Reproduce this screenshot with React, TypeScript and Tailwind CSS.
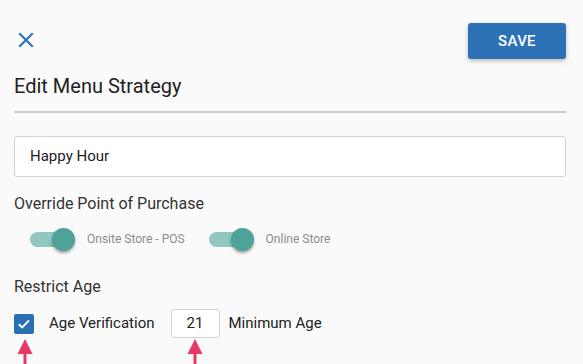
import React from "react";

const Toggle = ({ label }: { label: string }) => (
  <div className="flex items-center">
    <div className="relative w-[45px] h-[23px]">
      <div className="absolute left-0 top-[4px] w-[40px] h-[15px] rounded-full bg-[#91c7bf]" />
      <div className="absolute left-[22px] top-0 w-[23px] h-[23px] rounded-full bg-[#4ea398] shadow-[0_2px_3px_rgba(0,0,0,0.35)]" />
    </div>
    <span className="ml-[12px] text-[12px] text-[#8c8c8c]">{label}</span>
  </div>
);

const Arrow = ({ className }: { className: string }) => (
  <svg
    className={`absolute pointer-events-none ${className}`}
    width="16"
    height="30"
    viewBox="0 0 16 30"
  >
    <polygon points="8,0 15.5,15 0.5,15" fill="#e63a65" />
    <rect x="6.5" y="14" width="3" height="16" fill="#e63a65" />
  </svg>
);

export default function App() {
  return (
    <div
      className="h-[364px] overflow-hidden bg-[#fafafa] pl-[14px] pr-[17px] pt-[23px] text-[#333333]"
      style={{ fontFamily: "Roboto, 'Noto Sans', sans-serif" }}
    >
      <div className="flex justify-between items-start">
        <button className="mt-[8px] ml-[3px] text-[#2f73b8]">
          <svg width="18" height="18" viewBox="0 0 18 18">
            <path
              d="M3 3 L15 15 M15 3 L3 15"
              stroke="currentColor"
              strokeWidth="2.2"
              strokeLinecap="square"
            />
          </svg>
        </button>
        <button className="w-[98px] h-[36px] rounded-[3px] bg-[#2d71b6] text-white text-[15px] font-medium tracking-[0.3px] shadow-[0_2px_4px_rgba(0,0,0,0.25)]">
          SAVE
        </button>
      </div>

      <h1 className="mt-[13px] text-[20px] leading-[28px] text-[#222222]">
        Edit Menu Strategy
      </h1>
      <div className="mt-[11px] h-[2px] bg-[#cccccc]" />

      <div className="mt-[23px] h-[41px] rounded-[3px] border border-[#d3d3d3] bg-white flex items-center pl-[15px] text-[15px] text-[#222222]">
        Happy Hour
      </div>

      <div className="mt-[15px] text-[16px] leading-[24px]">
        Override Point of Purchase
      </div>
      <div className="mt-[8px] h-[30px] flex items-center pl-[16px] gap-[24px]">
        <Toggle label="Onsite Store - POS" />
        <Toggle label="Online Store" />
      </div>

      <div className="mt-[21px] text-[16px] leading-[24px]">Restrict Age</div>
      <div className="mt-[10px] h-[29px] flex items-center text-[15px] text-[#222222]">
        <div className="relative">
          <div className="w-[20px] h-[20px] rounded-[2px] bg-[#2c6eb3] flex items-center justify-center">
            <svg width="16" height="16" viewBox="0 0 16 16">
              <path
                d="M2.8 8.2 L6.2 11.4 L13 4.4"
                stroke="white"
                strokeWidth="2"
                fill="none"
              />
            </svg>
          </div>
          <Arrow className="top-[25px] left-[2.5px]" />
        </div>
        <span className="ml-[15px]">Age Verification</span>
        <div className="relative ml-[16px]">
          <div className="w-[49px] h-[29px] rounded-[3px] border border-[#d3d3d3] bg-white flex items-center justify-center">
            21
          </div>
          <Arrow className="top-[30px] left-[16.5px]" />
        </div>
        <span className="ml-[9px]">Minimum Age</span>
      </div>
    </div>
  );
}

_Work instructions_:
Skip the pictures and restate exactly the lines from the beginning of the listing to the line with "import React from", that line included.

_Complete response_:
Reproduce this screenshot with React, TypeScript and Tailwind CSS.
import React from "react";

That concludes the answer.